There you have the Incarnation. That’s the pattern of redemption. That’s the way of Atonement, At-One-Ment,  (God being at one with us in the babe of Bethlehem).

God entered the world on our terms. He wanted to feel the pain of our humanity. Here was no safe remoteness. Here was closeness, here was involvement at the deepest level.

Now we have a God who understands us when we speak to him about our pain.

In the Hindu Tradition, for example, Krishna and Rama are regarded as incarnations of God, but they are not described as having suffered and died. God does not really become human. He only appears in human form.  Behind this earthly appearance, he remains purely divine and unaffected by human vicissitudes.

However, the manger in Bethlehem speaks to us of something much more powerful, much more shocking, and much more use to us!

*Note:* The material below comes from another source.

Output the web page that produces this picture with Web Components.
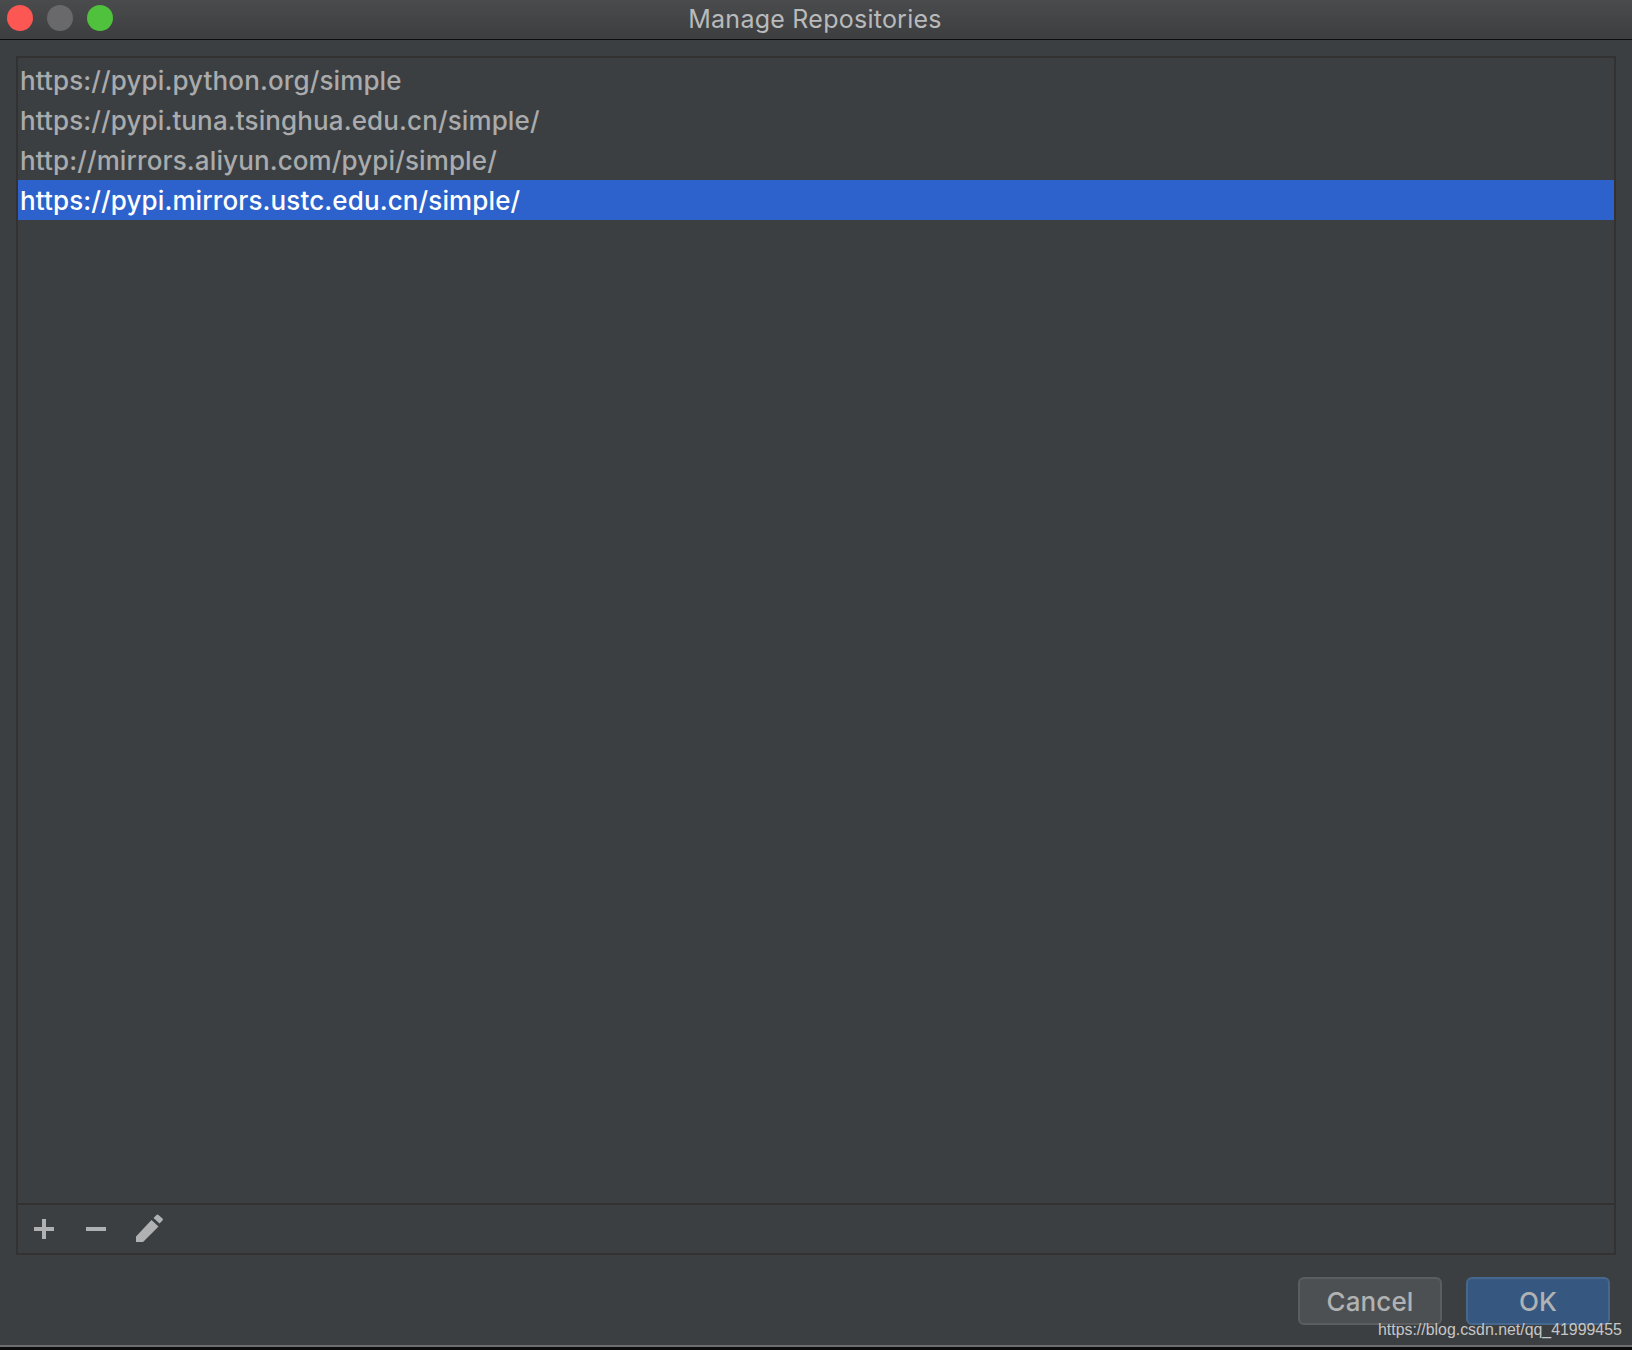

In the Incarnation we celebrate today, God made himself present to us in the life of one who walked this earth.

Not a prophet, but God Himself!

When the Son of God came to earth, he clothed himself in the cloak of our weak, fragile, mortal humanity.

And by doing that, God has shown us that there is nothing fundamentally wrong with that humanity! In that humanity he lived and suffered and died. And by rising from the dead, he clothed that mortal humanity with immortality.

The result for us is that, though we are made of flesh, we have a divine dignity.

As we look at the Baby of Bethlehem today, we need to thank God for joining us where we are, for becoming one of us, for becoming one with us! He does so in order to raise us up.

He humbled himself to share our humanity so that we can share his divinity, and that’s what makes Christmas so special.

This is the great joy announced to the shepherds. So let us open our hearts to receive it as we come to adore him, in the Christchild, and in the sacrament which he left for all of us.